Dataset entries
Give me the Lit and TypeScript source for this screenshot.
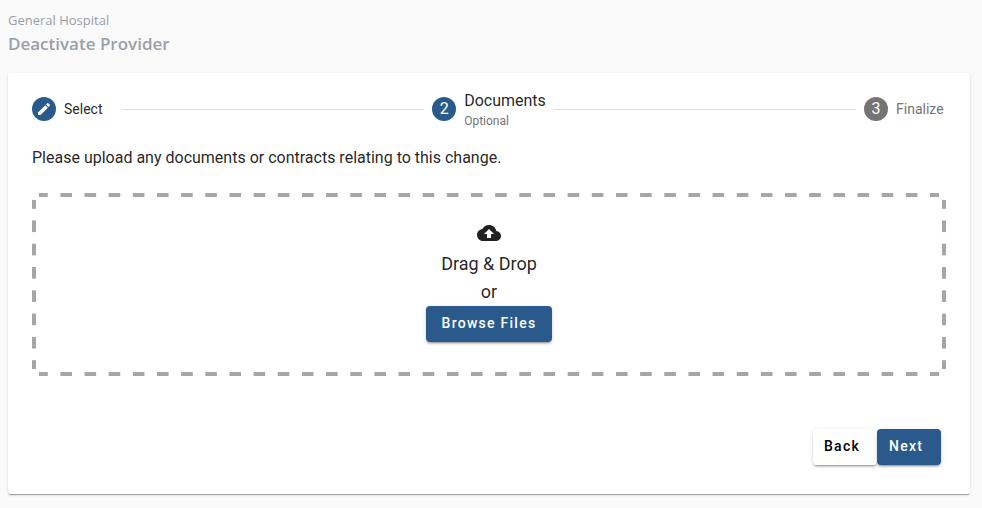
import { LitElement, html, css } from "lit";
import { customElement } from "lit/decorators.js";

@customElement("app-root")
export class AppRoot extends LitElement {
  static styles = css`
    :host {
      display: block;
      box-sizing: border-box;
      min-height: 100vh;
      padding: 10px 12px 13px 8px;
      background: #fafafa;
      color: rgba(0, 0, 0, 0.87);
      font-family: Roboto, "Liberation Sans", sans-serif;
    }
    .heading {
      margin-bottom: 15px;
      color: #9b9fa9;
      font-family: "Open Sans", "Noto Sans", sans-serif;
    }
    .facility {
      margin: 0;
      font-size: 13px;
      line-height: 20px;
      font-weight: 400;
    }
    .title {
      margin: 0;
      font-size: 17px;
      line-height: 28px;
      font-weight: 600;
    }
    .card {
      padding: 16px 24px 29px;
      background: #fff;
      border-radius: 2px;
      box-shadow: 0 2px 1px -1px rgba(0, 0, 0, 0.2),
        0 1px 1px 0 rgba(0, 0, 0, 0.14), 0 1px 3px 0 rgba(0, 0, 0, 0.12);
    }
    .steps {
      display: flex;
      align-items: center;
      gap: 8px;
      margin: 0;
      padding: 0;
      list-style: none;
    }
    .step {
      display: flex;
      align-items: center;
      gap: 8px;
      height: 40px;
    }
    .line {
      flex: 1;
      height: 1px;
      background: #dfdfdf;
    }
    .mark {
      display: flex;
      align-items: center;
      justify-content: center;
      width: 24px;
      height: 24px;
      border-radius: 50%;
      background: #2a5a8c;
      color: #fff;
      font-size: 16px;
      line-height: 24px;
    }
    .mark svg {
      width: 16px;
      height: 16px;
      fill: currentColor;
    }
    .label {
      min-width: 50px;
      font-size: 14px;
      line-height: 20px;
    }
    .active {
      padding-top: 4px;
      font-size: 16px;
    }
    .optional {
      font-size: 12px;
      color: #757575;
    }
    .pending .mark {
      background: #757575;
    }
    .pending .label {
      color: #757575;
    }
    .intro {
      margin: 17px 0 23px;
      font-size: 16px;
      line-height: 24px;
    }
    .drop {
      position: relative;
      display: flex;
      flex-direction: column;
      align-items: center;
      padding: 28px 20px 34px;
      font-size: 18px;
      line-height: 28px;
    }
    /* Dashed frame: 12px dashes, spaced so that a whole number fits each side. */
    .drop::before,
    .drop::after {
      content: "";
      position: absolute;
      pointer-events: none;
      background-origin: content-box;
    }
    .drop::before {
      --dash: linear-gradient(
        to right,
        #a6a6a6 25%,
        transparent 25% 75%,
        #a6a6a6 75%
      );
      inset: 0 7px;
      padding: 0 3px;
      background-image: var(--dash), var(--dash);
      background-size: 24px 4px;
      background-position: 0 0, 0 100%;
      background-repeat: round no-repeat;
    }
    .drop::after {
      --dash: linear-gradient(
        to bottom,
        #a6a6a6 25%,
        transparent 25% 75%,
        #a6a6a6 75%
      );
      inset: 7px 0;
      padding: 3px 0;
      background-image: var(--dash), var(--dash);
      background-size: 4px 24px;
      background-position: 0 0, 100% 0;
      background-repeat: no-repeat round;
    }
    .drop p {
      margin: 0;
    }
    .cloud {
      width: 24px;
      height: 24px;
      margin-bottom: 5px;
      fill: currentColor;
    }
    .button {
      min-width: 64px;
      height: 36px;
      padding: 0 16px 2px;
      border: 0;
      border-radius: 4px;
      background: #2a5a8c;
      color: #fff;
      font: 500 14px/34px Roboto, "Liberation Sans", sans-serif;
      letter-spacing: 0.09em;
      text-align: left;
      cursor: pointer;
      box-shadow: 0 3px 1px -2px rgba(0, 0, 0, 0.2),
        0 2px 2px 0 rgba(0, 0, 0, 0.14), 0 1px 5px 0 rgba(0, 0, 0, 0.12);
    }
    .actions {
      display: flex;
      justify-content: flex-end;
      margin: 53px 5px 0 0;
    }
    .actions .button {
      padding: 0 12px 2px;
    }
    .actions .plain {
      padding: 0 11px 2px;
      background: #fff;
      color: #000;
    }
  `;

  render() {
    return html`
      <header class="heading">
        <p class="facility">General Hospital</p>
        <h1 class="title">Deactivate Provider</h1>
      </header>
      <main class="card">
        <ol class="steps">
          <li class="step">
            <span class="mark">
              <svg viewBox="0 0 24 24" aria-hidden="true">
                <path
                  d="M3 17.25V21h3.75L17.81 9.94l-3.75-3.75L3 17.25zM20.71 7.04c.39-.39.39-1.02 0-1.41l-2.34-2.34c-.39-.39-1.02-.39-1.41 0l-1.83 1.83 3.75 3.75 1.83-1.83z"
                />
              </svg>
            </span>
            <span class="label">Select</span>
          </li>
          <li class="line" role="presentation"></li>
          <li class="step" aria-current="step">
            <span class="mark">2</span>
            <div class="label">
              <div class="active">Documents</div>
              <div class="optional">Optional</div>
            </div>
          </li>
          <li class="line" role="presentation"></li>
          <li class="step pending">
            <span class="mark">3</span>
            <span class="label">Finalize</span>
          </li>
        </ol>
        <p class="intro">
          Please upload any documents or contracts relating to this change.
        </p>
        <section class="drop">
          <svg class="cloud" viewBox="0 0 24 24" aria-hidden="true">
            <path
              d="M19.35 10.04C18.67 6.59 15.64 4 12 4 9.11 4 6.6 5.64 5.35 8.04 2.34 8.36 0 10.91 0 14c0 3.31 2.69 6 6 6h13c2.76 0 5-2.24 5-5 0-2.64-2.05-4.78-4.65-4.96zM14 13v4h-4v-4H7l5-5 5 5h-3z"
            />
          </svg>
          <p>Drag &amp; Drop</p>
          <p>or</p>
          <button class="button" type="button">Browse Files</button>
        </section>
        <div class="actions">
          <button class="button plain" type="button">Back</button>
          <button class="button" type="button">Next</button>
        </div>
      </main>
    `;
  }
}
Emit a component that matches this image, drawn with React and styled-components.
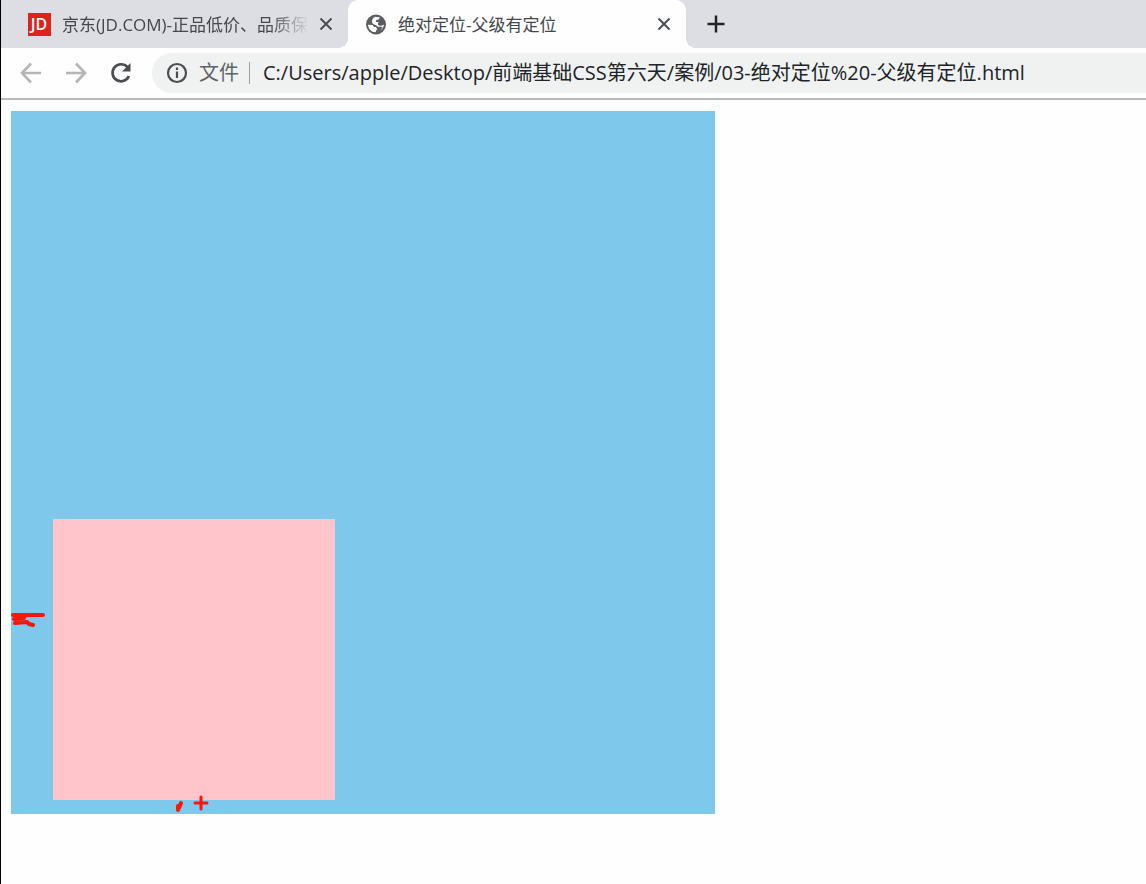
import React from "react";
import styled, { createGlobalStyle } from "styled-components";

const GlobalStyle = createGlobalStyle`
  * { box-sizing: border-box; }
  body {
    margin: 0;
    background: #fdfefd;
    font-family: "Open Sans", "Noto Sans CJK SC", sans-serif;
  }
  button, input { font-family: inherit; }
`;

const Window = styled.div`
  min-height: 100vh;
  border-left: 1px solid #000;
`;

const TabStrip = styled.div`
  display: flex;
  height: 48px;
  background: #dcdee3;
`;

const Tab = styled.div`
  position: relative;
  display: flex;
  align-items: center;
  width: ${(p) => (p.$active ? 338 : 347)}px;
  padding: 0 13px 0 ${(p) => (p.$active ? 16 : 27)}px;
  border-radius: 10px 10px 0 0;
  background: ${(p) => (p.$active ? "#fdfefd" : "transparent")};

  &::before, &::after {
    content: ${(p) => (p.$active ? '""' : "none")};
    position: absolute;
    bottom: 0;
    width: 10px;
    height: 10px;
  }
  &::before {
    right: 100%;
    background: radial-gradient(circle at 0 0, transparent 10px, #fdfefd 10px);
  }
  &::after {
    left: 100%;
    background: radial-gradient(circle at 100% 0, transparent 10px, #fdfefd 10px);
  }
`;

const TabTitle = styled.button`
  display: flex;
  align-items: center;
  flex: 1;
  min-width: 0;
  gap: 11px;
  padding: 0;
  border: 0;
  background: none;
  color: #44474b;
  font-size: 17px;
  line-height: 24px;
  text-align: left;
`;

const TitleText = styled.span`
  flex: 1;
  padding-top: 1px;
  white-space: nowrap;
  mask-image: ${(p) => (p.$fade ? "linear-gradient(to left, transparent 8px, #000 48px)" : "none")};
`;

const IconButton = styled.button`
  display: grid;
  place-items: center;
  flex: none;
  width: ${(p) => p.$size}px;
  height: ${(p) => p.$size}px;
  padding: 0;
  border: 0;
  background: none;
  color: ${(p) => p.$color || "#4a4d51"};
`;

const NewTab = styled(IconButton)`
  align-self: center;
  margin-left: 18px;
`;

const Glyph = styled.svg`
  flex: none;
  fill: none;
  stroke: currentColor;
`;

const Toolbar = styled.div`
  display: flex;
  align-items: center;
  height: 52px;
  padding-left: 17px;
  border-bottom: 2px solid #b9bab9;
`;

const Navigation = styled.div`
  display: flex;
  gap: 19px;
  margin-right: 18px;
`;

const AddressBar = styled.label`
  display: flex;
  align-items: center;
  flex: 1;
  min-width: 0;
  height: 40px;
  padding-left: 12px;
  border-radius: 20px 0 0 20px;
  background: #f0f2f2;
  color: #5f6368;
  font-size: 20px;
  line-height: 28px;
`;

const Scheme = styled.span`
  padding: 0 10px 0 9px;
  white-space: nowrap;
`;

const Divider = styled.span`
  width: 1px;
  height: 22px;
  background: #9a9c9e;
`;

const Address = styled.input`
  flex: 1;
  min-width: 0;
  padding: 0 0 0 13px;
  border: 0;
  outline: 0;
  background: none;
  color: #202327;
  font-size: 20px;
  line-height: 28px;
`;

const Page = styled.main`
  padding: 11px 10px;
`;

const Father = styled.div`
  position: relative;
  display: flex;
  align-items: flex-end;
  width: 704px;
  height: 703px;
  padding: 0 0 14px 42px;
  background: #7ec8ec;
`;

const Son = styled.div`
  width: 282px;
  height: 281px;
  background: #ffc5ca;
`;

const Ink = styled.svg`
  position: absolute;
  inset: 0;
  width: 100%;
  height: 100%;
  fill: none;
  stroke: #fb1505;
  stroke-linecap: round;
  stroke-linejoin: round;
`;

const Logo = styled.svg`
  flex: none;
  text {
    fill: #fff;
    font: 600 16px "Open Sans", sans-serif;
    text-anchor: middle;
  }
`;

function JdLogo() {
  return (
    <Logo width="23" height="23" viewBox="0 0 23 23" aria-hidden="true">
      <rect width="23" height="23" fill="#dc241c" />
      <text x="11" y="17">JD</text>
    </Logo>
  );
}

function GlobeIcon() {
  return (
    <Glyph width="23" height="23" viewBox="0 0 23 23" aria-hidden="true">
      <circle cx="12" cy="11.500" r="10" fill="#5a5e62" stroke="none" />
      <path
        d="M11.500 3.800L16 4.500L14.500 6.500L12 7.200V9H15L16 11L20 11.500C19.800 13.500 18.500 15.800 17 17L14 18.500L13.500 16.500L14.500 14.500L12.500 12.500L9 11L8 9C8 6.500 9 4.500 11.500 3.800Z"
        fill="#fdfefd"
        stroke="none"
      />
      <path d="M14 9.500L19 7L20 11.500L17 13L14 12Z" fill="#5a5e62" stroke="none" />
      <path d="M4 11.800L8.500 12L10 14H12L13 16L11.500 19.300C7.500 19.300 4.200 16 4 11.800Z" fill="#fdfefd" stroke="none" />
      <path d="M14.500 13.500L18.500 14L16.500 18L12.500 19.500L13.500 16.500Z" fill="#5a5e62" stroke="none" />
    </Glyph>
  );
}

function CloseIcon() {
  return (
    <Glyph width="18" height="18" viewBox="0 0 18 18" strokeWidth="2" aria-hidden="true">
      <path d="M3.500 3.500L14.500 14.500M14.500 3.500L3.500 14.500" />
    </Glyph>
  );
}

function PlusIcon() {
  return (
    <Glyph width="24" height="24" viewBox="0 0 24 24" strokeWidth="2.500" aria-hidden="true">
      <path d="M3.500 12H20.500M12 3.500V20.500" />
    </Glyph>
  );
}

function BackIcon() {
  return (
    <Glyph width="26" height="26" viewBox="0 0 26 26" strokeWidth="2.600" aria-hidden="true">
      <path d="M23 13H4.500M13 3.500L4 13L13 22.500" />
    </Glyph>
  );
}

function ForwardIcon() {
  return (
    <Glyph width="26" height="26" viewBox="0 0 26 26" strokeWidth="2.600" aria-hidden="true">
      <path d="M3 13H21.500M13 3.500L22 13L13 22.500" />
    </Glyph>
  );
}

function ReloadIcon() {
  return (
    <Glyph width="26" height="26" viewBox="0 0 26 26" strokeWidth="2.700" aria-hidden="true">
      <path d="M19.400 7.100A8.500 8.500 0 1 0 20.900 16" />
      <path d="M22.500 3V11.500H14Z" fill="currentColor" stroke="none" />
    </Glyph>
  );
}

function InfoIcon() {
  return (
    <Glyph width="26" height="26" viewBox="0 0 26 26" strokeWidth="2.200" color="#4a4d51" aria-hidden="true">
      <circle cx="13" cy="13" r="9" />
      <path d="M13 11.500V18M13 7.500V10" />
    </Glyph>
  );
}

export default function App() {
  return (
    <>
      <GlobalStyle />
      <Window>
        <TabStrip>
          <Tab>
            <TabTitle>
              <JdLogo />
              <TitleText $fade>京东(JD.COM)-正品低价、品质保</TitleText>
            </TabTitle>
            <IconButton $size={18} aria-label="关闭"><CloseIcon /></IconButton>
          </Tab>
          <Tab $active>
            <TabTitle>
              <GlobeIcon />
              <TitleText>绝对定位-父级有定位</TitleText>
            </TabTitle>
            <IconButton $size={18} aria-label="关闭"><CloseIcon /></IconButton>
          </Tab>
          <NewTab $size={24} $color="#222426" aria-label="新标签页"><PlusIcon /></NewTab>
        </TabStrip>
        <Toolbar>
          <Navigation>
            <IconButton $size={26} $color="#b4b6b7" aria-label="后退"><BackIcon /></IconButton>
            <IconButton $size={26} $color="#b4b6b7" aria-label="前进"><ForwardIcon /></IconButton>
            <IconButton $size={26} aria-label="重新加载"><ReloadIcon /></IconButton>
          </Navigation>
          <AddressBar>
            <InfoIcon />
            <Scheme>文件</Scheme>
            <Divider />
            <Address type="text" aria-label="地址" defaultValue="C:/Users/apple/Desktop/前端基础CSS第六天/案例/03-绝对定位%20-父级有定位.html" />
          </AddressBar>
        </Toolbar>
        <Page>
          <Father>
            <Son />
            <Ink viewBox="0 0 704 703" aria-hidden="true">
              <path d="M2 504H32" strokeWidth="4" />
              <path d="M13 507L3 508M4 512L16 511L18 513L22 514" strokeWidth="4" />
              <path d="M170 692L168 697M167 695V699" strokeWidth="4" />
              <path d="M184 692H196M190 686V698" strokeWidth="3" />
            </Ink>
          </Father>
        </Page>
      </Window>
    </>
  );
}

GOAL: Where a line above includes "components", copy that line.

TASK RESPONSE:
Emit a component that matches this image, drawn with React and styled-components.
import styled, { createGlobalStyle } from "styled-components";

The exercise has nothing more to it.